• **EXERCISE**
Can you transcribe the data exactly? Leave the pictures out.

---+---

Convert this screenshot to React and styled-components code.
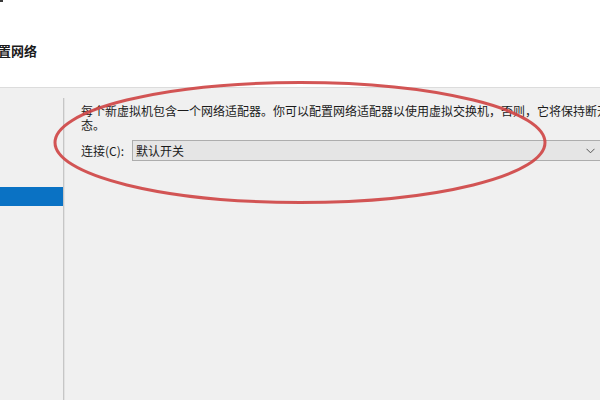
import styled, { createGlobalStyle } from "styled-components"

const Global = createGlobalStyle`
  html, body {
    margin: 0;
    padding: 0;
    background: #f0f0f0;
  }
`

const Page = styled.div`
  position: relative;
  width: 600px;
  height: 400px;
  overflow: hidden;
  background: #f0f0f0;
  font-family: "Noto Sans CJK SC", "Noto Sans", sans-serif;
  color: #1b1b1b;
  display: flex;
  flex-direction: column;
`

const Header = styled.div`
  height: 87px;
  flex: 0 0 87px;
  background: #ffffff;
  border-bottom: 1px solid #dcdcdc;
`

const Corner = styled.div`
  width: 3px;
  height: 2px;
  background: #3a3a3a;
`

const Title = styled.h1`
  margin: 40px 0 0 -15px;
  font-size: 13px;
  line-height: 18px;
  font-weight: 700;
  white-space: nowrap;
`

const Body = styled.div`
  flex: 1;
  display: flex;
  padding-top: 10px;
  min-height: 0;
`

const Nav = styled.div`
  flex: 0 0 63px;
  padding-top: 89px;
`

const NavItem = styled.div`
  height: 19px;
  background: ${(p) => (p.$active ? "#0a72c4" : "transparent")};
`

const Pane = styled.div`
  flex: 1;
  min-width: 0;
  border-left: 1px solid #c6c6c6;
  box-shadow: inset 1px 0 0 #e2e2e2;
  padding: 6px 0 0 17px;
  display: flex;
  flex-direction: column;
  gap: 8px;
`

const Desc = styled.p`
  margin: 0;
  width: 546px;
  font-size: 12px;
  line-height: 14px;
`

const Row = styled.div`
  display: flex;
  align-items: center;
  width: 530px;
`

const Label = styled.span`
  flex: 0 0 51px;
  font-size: 12px;
  line-height: 14px;
  white-space: nowrap;
`

const Select = styled.div`
  flex: 0 0 472px;
  height: 21px;
  box-sizing: border-box;
  border: 1px solid #adadad;
  background: #e5e5e5;
  display: flex;
  align-items: center;
  justify-content: space-between;
  padding: 0 8px 0 3px;
  font-size: 12px;
`

const Chevron = () => (
  <svg width="9" height="6" viewBox="0 0 9 6">
    <path d="M0.5 0.8 L4.5 4.8 L8.5 0.8" fill="none" stroke="#555" strokeWidth="1" />
  </svg>
)

const Mark = styled.svg`
  position: absolute;
  left: 0;
  top: 0;
  pointer-events: none;
`

export default function App() {
  return (
    <Page>
      <Global />
      <Header>
        <Corner />
        <Title>配置网络</Title>
      </Header>
      <Body>
        <Nav>
          <NavItem $active />
        </Nav>
        <Pane>
          <Desc>
            每个新虚拟机包含一个网络适配器。你可以配置网络适配器以使用虚拟交换机，否则，它将保持断开状态。
          </Desc>
          <Row>
            <Label>连接(C):</Label>
            <Select>
              <span>默认开关</span>
              <Chevron />
            </Select>
          </Row>
        </Pane>
      </Body>
      <Mark width="600" height="400" viewBox="0 0 600 400">
        <ellipse
          cx="300"
          cy="142.5"
          rx="245"
          ry="60"
          fill="none"
          stroke="#cf4646"
          strokeWidth="3"
          opacity="0.92"
        />
      </Mark>
    </Page>
  )
}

---+---

• **SOLUTION TO THIS TASK**
Convert this screenshot to React and styled-components code.
import styled, { createGlobalStyle } from "styled-components"

const Global = createGlobalStyle`
  html, body {
    margin: 0;
    padding: 0;
    background: #f0f0f0;
  }
`

const Page = styled.div`
  position: relative;
  width: 600px;
  height: 400px;
  overflow: hidden;
  background: #f0f0f0;
  font-family: "Noto Sans CJK SC", "Noto Sans", sans-serif;
  color: #1b1b1b;
  display: flex;
  flex-direction: column;
`

const Header = styled.div`
  height: 87px;
  flex: 0 0 87px;
  background: #ffffff;
  border-bottom: 1px solid #dcdcdc;
`

const Corner = styled.div`
  width: 3px;
  height: 2px;
  background: #3a3a3a;
`

const Title = styled.h1`
  margin: 40px 0 0 -15px;
  font-size: 13px;
  line-height: 18px;
  font-weight: 700;
  white-space: nowrap;
`

const Body = styled.div`
  flex: 1;
  display: flex;
  padding-top: 10px;
  min-height: 0;
`

const Nav = styled.div`
  flex: 0 0 63px;
  padding-top: 89px;
`

const NavItem = styled.div`
  height: 19px;
  background: ${(p) => (p.$active ? "#0a72c4" : "transparent")};
`

const Pane = styled.div`
  flex: 1;
  min-width: 0;
  border-left: 1px solid #c6c6c6;
  box-shadow: inset 1px 0 0 #e2e2e2;
  padding: 6px 0 0 17px;
  display: flex;
  flex-direction: column;
  gap: 8px;
`

const Desc = styled.p`
  margin: 0;
  width: 546px;
  font-size: 12px;
  line-height: 14px;
`

const Row = styled.div`
  display: flex;
  align-items: center;
  width: 530px;
`

const Label = styled.span`
  flex: 0 0 51px;
  font-size: 12px;
  line-height: 14px;
  white-space: nowrap;
`

const Select = styled.div`
  flex: 0 0 472px;
  height: 21px;
  box-sizing: border-box;
  border: 1px solid #adadad;
  background: #e5e5e5;
  display: flex;
  align-items: center;
  justify-content: space-between;
  padding: 0 8px 0 3px;
  font-size: 12px;
`

const Chevron = () => (
  <svg width="9" height="6" viewBox="0 0 9 6">
    <path d="M0.5 0.8 L4.5 4.8 L8.5 0.8" fill="none" stroke="#555" strokeWidth="1" />
  </svg>
)

const Mark = styled.svg`
  position: absolute;
  left: 0;
  top: 0;
  pointer-events: none;
`

export default function App() {
  return (
    <Page>
      <Global />
      <Header>
        <Corner />
        <Title>配置网络</Title>
      </Header>
      <Body>
        <Nav>
          <NavItem $active />
        </Nav>
        <Pane>
          <Desc>
            每个新虚拟机包含一个网络适配器。你可以配置网络适配器以使用虚拟交换机，否则，它将保持断开状态。
          </Desc>
          <Row>
            <Label>连接(C):</Label>
            <Select>
              <span>默认开关</span>
              <Chevron />
            </Select>
          </Row>
        </Pane>
      </Body>
      <Mark width="600" height="400" viewBox="0 0 600 400">
        <ellipse
          cx="300"
          cy="142.5"
          rx="245"
          ry="60"
          fill="none"
          stroke="#cf4646"
          strokeWidth="3"
          opacity="0.92"
        />
      </Mark>
    </Page>
  )
}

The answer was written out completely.